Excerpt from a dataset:
########

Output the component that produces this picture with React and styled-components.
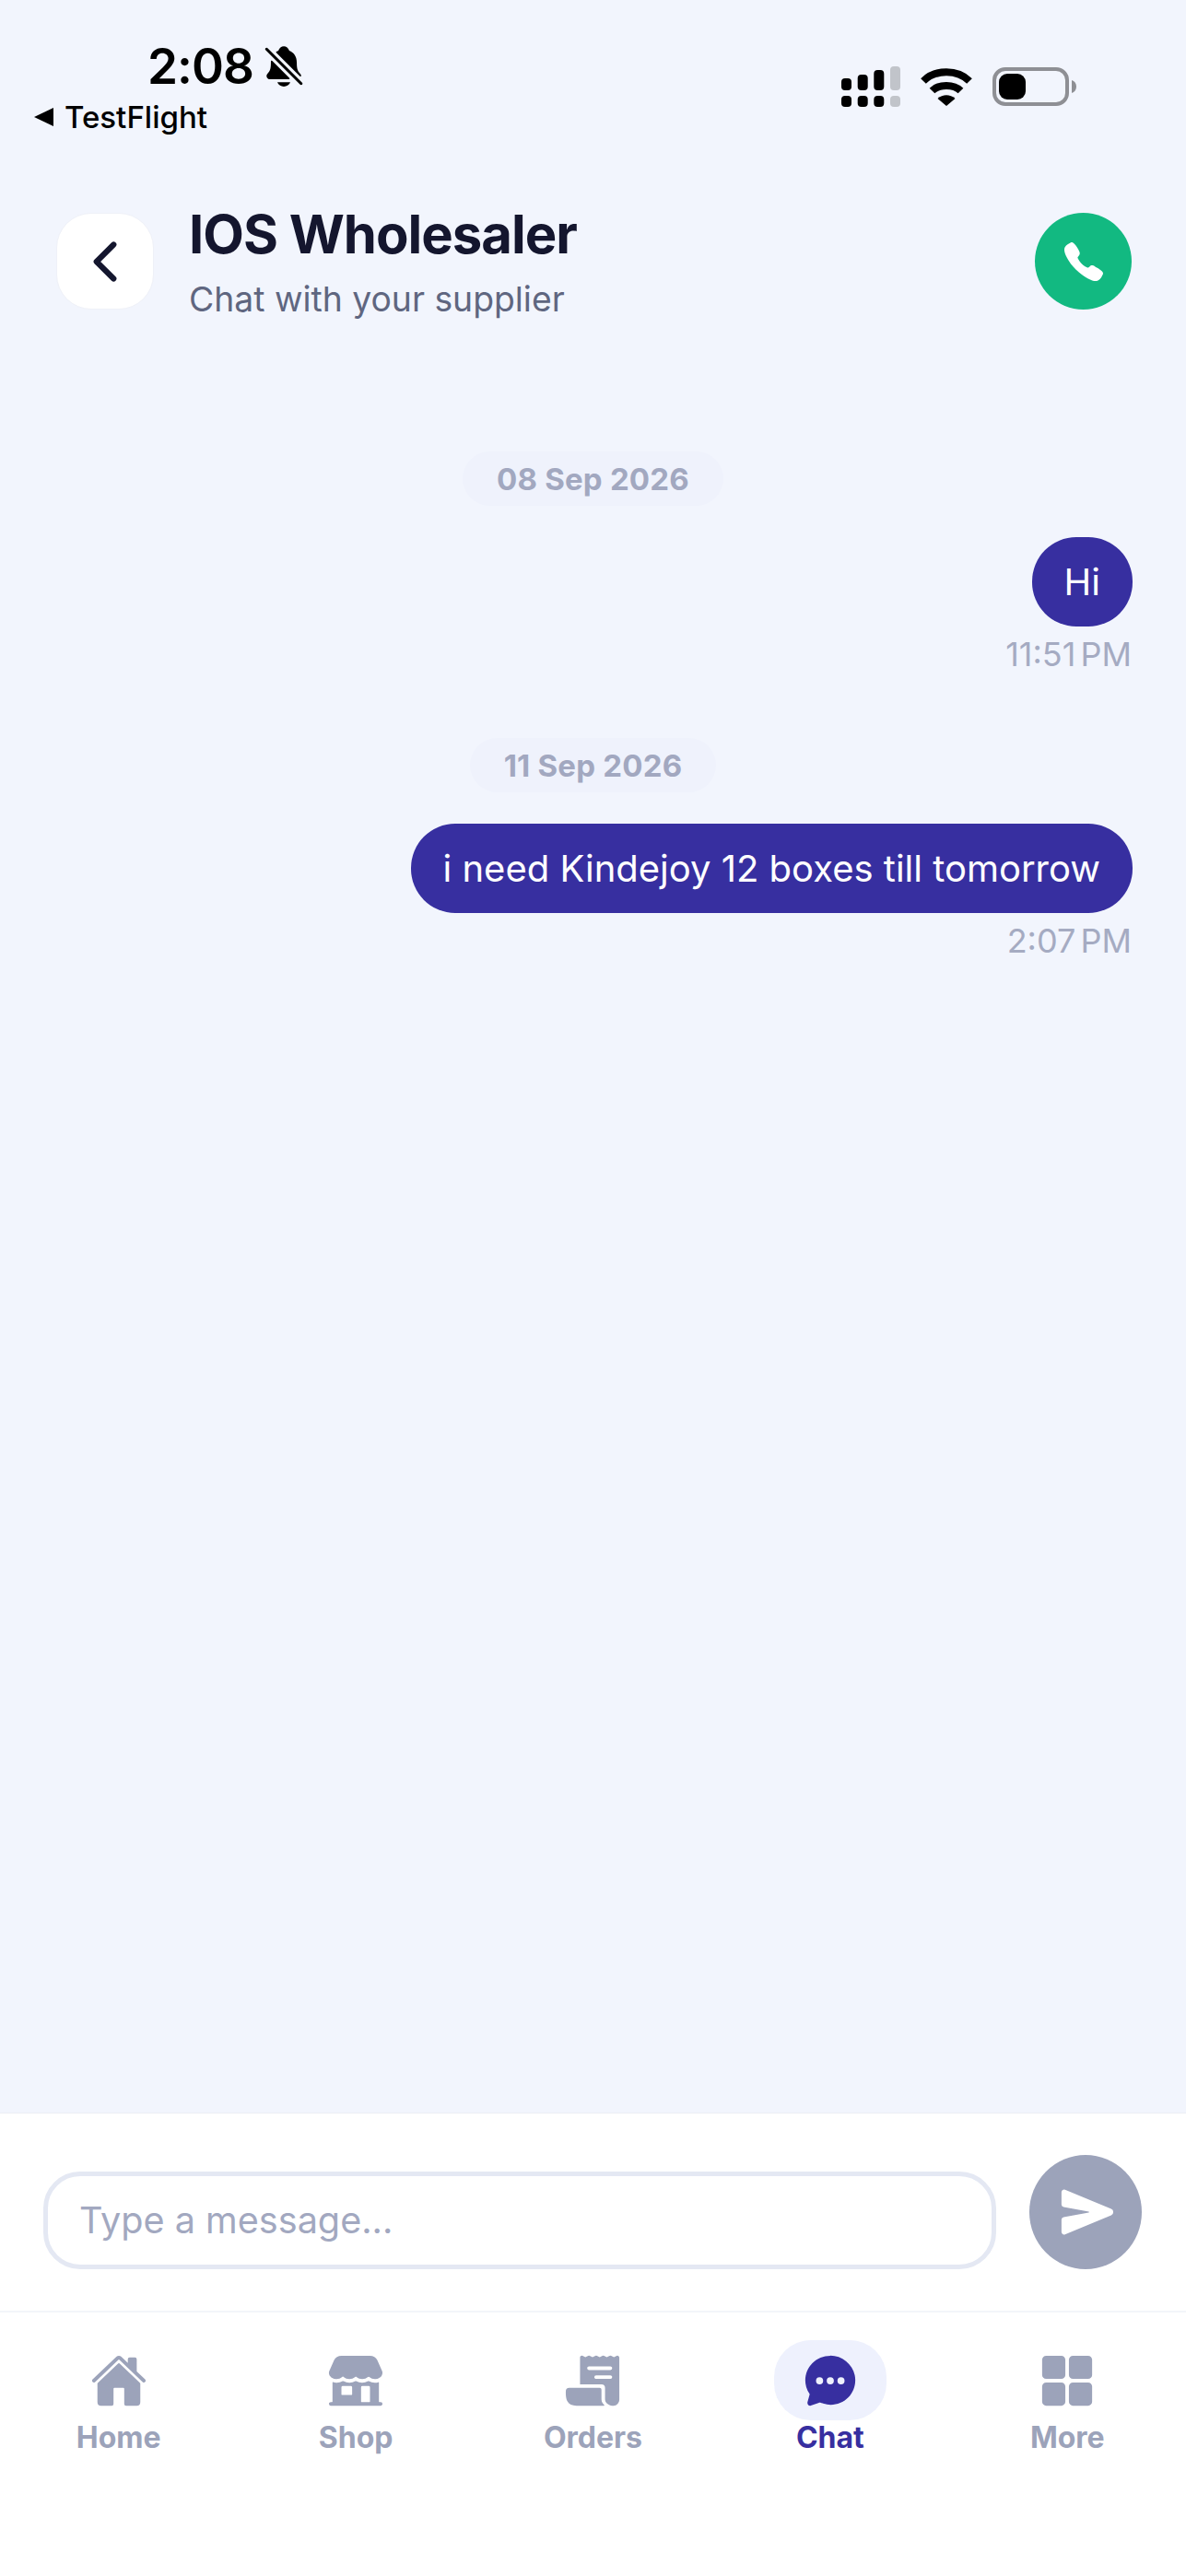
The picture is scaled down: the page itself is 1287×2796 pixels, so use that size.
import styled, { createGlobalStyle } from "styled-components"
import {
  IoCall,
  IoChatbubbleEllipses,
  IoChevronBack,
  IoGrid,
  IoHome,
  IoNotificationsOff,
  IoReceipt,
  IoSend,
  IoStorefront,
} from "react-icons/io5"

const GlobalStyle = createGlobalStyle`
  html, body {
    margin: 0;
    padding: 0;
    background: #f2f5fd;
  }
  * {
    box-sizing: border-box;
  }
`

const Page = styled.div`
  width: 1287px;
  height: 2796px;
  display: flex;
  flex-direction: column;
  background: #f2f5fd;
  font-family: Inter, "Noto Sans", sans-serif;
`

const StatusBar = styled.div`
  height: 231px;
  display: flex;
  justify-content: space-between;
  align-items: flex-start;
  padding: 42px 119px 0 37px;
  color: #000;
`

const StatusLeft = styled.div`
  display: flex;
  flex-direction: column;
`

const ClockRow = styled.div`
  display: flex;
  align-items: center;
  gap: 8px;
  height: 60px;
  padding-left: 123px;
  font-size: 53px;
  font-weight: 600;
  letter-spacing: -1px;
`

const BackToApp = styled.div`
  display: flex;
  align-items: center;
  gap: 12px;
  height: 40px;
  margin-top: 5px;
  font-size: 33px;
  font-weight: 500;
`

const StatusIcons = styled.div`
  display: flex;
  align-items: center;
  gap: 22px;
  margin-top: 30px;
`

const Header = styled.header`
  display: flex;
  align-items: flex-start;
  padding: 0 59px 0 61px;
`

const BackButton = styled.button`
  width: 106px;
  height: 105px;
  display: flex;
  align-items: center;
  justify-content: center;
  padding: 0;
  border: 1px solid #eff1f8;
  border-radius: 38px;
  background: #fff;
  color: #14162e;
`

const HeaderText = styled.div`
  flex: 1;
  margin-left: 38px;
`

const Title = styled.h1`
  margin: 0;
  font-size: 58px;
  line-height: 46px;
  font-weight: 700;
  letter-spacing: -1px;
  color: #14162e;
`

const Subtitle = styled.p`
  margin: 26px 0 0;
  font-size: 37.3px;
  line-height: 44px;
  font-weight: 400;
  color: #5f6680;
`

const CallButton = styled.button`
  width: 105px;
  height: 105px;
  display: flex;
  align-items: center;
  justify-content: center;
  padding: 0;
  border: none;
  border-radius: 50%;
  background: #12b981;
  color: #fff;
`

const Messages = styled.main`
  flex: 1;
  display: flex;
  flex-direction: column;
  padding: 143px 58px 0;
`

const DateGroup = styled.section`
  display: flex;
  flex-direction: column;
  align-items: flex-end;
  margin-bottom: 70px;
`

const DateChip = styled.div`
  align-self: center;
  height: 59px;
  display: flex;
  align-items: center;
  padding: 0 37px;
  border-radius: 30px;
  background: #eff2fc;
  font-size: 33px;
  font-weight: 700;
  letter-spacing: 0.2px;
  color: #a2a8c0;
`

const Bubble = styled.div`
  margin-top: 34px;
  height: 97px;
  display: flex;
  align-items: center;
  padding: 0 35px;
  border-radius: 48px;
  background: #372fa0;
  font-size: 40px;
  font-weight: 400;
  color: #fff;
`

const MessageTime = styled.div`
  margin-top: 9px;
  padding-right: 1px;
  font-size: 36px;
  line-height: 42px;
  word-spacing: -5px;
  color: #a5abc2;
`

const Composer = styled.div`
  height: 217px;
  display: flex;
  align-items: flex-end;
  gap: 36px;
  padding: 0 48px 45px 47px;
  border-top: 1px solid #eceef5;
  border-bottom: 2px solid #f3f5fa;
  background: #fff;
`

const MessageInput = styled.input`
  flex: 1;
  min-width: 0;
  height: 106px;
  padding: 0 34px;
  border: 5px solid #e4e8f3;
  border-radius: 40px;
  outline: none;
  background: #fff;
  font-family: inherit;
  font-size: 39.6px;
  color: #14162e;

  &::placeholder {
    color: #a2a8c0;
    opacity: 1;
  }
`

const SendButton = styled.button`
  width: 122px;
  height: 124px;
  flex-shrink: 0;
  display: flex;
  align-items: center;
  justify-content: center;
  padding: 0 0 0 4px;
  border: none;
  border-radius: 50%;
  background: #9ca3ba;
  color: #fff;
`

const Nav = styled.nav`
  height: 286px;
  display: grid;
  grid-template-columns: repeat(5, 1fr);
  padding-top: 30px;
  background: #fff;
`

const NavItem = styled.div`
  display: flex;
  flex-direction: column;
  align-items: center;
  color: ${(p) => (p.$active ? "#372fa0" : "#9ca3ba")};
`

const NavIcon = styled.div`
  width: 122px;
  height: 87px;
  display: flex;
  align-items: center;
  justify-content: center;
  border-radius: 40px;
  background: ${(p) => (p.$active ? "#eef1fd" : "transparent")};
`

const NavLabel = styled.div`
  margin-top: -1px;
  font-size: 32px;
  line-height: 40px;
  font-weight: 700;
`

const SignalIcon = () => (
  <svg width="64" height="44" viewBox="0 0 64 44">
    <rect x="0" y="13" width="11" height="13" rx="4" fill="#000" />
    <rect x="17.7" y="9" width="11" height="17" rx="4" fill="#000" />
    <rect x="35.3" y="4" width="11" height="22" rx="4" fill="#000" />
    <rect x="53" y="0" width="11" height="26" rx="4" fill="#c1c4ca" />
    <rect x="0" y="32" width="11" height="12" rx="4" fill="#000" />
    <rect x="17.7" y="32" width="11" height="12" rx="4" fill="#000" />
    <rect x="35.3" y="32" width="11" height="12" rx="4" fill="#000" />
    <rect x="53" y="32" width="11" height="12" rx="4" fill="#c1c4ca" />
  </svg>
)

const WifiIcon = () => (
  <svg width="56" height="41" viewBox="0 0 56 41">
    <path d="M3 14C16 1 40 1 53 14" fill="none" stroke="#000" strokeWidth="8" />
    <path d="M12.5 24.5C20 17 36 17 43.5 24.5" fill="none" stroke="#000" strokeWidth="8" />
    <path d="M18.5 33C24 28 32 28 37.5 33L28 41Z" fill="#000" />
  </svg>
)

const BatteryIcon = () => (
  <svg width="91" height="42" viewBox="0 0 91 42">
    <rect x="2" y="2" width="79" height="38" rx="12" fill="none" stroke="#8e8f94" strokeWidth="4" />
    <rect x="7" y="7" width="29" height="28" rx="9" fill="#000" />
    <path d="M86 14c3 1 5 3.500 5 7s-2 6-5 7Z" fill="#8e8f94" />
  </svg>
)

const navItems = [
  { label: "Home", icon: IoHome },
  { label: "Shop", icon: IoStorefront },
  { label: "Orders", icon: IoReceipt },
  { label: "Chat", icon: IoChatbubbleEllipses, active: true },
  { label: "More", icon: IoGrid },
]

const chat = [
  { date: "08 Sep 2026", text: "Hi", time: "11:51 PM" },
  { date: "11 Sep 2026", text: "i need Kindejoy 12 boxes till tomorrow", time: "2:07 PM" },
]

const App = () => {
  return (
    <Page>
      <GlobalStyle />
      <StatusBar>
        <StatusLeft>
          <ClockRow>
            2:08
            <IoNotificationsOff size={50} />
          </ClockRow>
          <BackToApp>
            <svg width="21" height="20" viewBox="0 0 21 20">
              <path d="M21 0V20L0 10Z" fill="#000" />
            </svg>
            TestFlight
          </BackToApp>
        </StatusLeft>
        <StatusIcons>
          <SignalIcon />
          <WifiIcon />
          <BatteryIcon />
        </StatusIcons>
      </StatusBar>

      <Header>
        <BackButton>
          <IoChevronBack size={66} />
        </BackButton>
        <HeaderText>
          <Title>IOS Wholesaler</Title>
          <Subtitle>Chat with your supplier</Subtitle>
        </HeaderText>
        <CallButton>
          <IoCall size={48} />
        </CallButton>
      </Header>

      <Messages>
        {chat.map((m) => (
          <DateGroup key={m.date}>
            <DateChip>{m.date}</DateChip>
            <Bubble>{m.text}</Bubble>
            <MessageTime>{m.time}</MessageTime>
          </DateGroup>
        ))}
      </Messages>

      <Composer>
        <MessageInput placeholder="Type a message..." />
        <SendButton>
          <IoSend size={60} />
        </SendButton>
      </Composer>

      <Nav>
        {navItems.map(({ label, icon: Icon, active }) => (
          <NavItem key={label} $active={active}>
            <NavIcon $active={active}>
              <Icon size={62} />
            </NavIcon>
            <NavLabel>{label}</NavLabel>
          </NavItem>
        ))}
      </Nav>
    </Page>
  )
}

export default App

########

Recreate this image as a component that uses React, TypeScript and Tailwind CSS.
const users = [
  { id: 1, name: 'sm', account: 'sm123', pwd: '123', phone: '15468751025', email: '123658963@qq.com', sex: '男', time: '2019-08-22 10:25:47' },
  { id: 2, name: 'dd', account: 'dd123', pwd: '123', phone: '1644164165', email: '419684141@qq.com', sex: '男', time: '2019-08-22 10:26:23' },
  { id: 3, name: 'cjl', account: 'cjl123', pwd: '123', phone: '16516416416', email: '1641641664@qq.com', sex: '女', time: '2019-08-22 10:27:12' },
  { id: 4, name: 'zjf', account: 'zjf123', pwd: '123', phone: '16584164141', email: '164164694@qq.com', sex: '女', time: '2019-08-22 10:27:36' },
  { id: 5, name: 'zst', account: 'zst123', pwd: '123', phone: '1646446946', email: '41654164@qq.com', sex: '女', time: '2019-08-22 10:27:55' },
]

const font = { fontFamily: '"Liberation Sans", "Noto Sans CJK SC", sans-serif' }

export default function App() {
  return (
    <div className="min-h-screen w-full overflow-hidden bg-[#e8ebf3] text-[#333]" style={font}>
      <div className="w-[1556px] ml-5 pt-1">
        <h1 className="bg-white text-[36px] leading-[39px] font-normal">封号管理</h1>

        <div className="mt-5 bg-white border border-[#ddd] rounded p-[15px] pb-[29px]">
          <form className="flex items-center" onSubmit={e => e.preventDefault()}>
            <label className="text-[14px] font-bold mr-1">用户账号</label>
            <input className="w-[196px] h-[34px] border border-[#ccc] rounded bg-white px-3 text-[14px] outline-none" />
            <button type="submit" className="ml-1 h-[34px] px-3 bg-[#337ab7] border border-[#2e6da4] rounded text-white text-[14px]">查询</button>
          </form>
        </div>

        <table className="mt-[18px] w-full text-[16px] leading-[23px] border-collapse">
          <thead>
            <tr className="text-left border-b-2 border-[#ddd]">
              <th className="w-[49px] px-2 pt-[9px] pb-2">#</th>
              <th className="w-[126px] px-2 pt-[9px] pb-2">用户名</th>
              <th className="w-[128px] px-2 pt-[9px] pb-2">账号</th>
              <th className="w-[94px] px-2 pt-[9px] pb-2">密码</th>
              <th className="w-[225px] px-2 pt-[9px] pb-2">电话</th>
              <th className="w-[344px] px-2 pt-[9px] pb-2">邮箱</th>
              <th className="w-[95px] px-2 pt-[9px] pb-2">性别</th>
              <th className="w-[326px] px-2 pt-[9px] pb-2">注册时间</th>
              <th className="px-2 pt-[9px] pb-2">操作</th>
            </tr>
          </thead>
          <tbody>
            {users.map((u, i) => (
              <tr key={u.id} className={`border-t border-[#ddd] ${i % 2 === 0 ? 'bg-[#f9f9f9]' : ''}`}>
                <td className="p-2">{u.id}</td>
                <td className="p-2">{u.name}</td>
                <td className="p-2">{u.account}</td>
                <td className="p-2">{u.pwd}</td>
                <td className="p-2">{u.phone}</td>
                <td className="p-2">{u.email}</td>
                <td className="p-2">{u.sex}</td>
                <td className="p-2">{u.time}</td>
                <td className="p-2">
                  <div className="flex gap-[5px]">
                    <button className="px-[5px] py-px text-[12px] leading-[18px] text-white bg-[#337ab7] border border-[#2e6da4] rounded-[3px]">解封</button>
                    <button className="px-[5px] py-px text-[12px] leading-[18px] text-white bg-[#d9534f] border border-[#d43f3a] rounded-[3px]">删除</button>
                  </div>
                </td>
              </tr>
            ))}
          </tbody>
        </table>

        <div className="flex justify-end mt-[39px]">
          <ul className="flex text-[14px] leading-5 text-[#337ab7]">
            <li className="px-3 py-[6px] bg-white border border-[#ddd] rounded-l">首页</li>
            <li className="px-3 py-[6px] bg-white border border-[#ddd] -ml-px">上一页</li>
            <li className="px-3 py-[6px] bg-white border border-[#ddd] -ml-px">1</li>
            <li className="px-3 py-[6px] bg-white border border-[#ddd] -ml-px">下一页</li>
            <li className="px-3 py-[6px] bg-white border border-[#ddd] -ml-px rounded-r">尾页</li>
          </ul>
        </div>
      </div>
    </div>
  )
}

########

## Work to be completed
In the listing above, locate each line with "picture" and copy it.

## Solution to this exercise
Output the component that produces this picture with React and styled-components.
The picture is scaled down: the page itself is 1287×2796 pixels, so use that size.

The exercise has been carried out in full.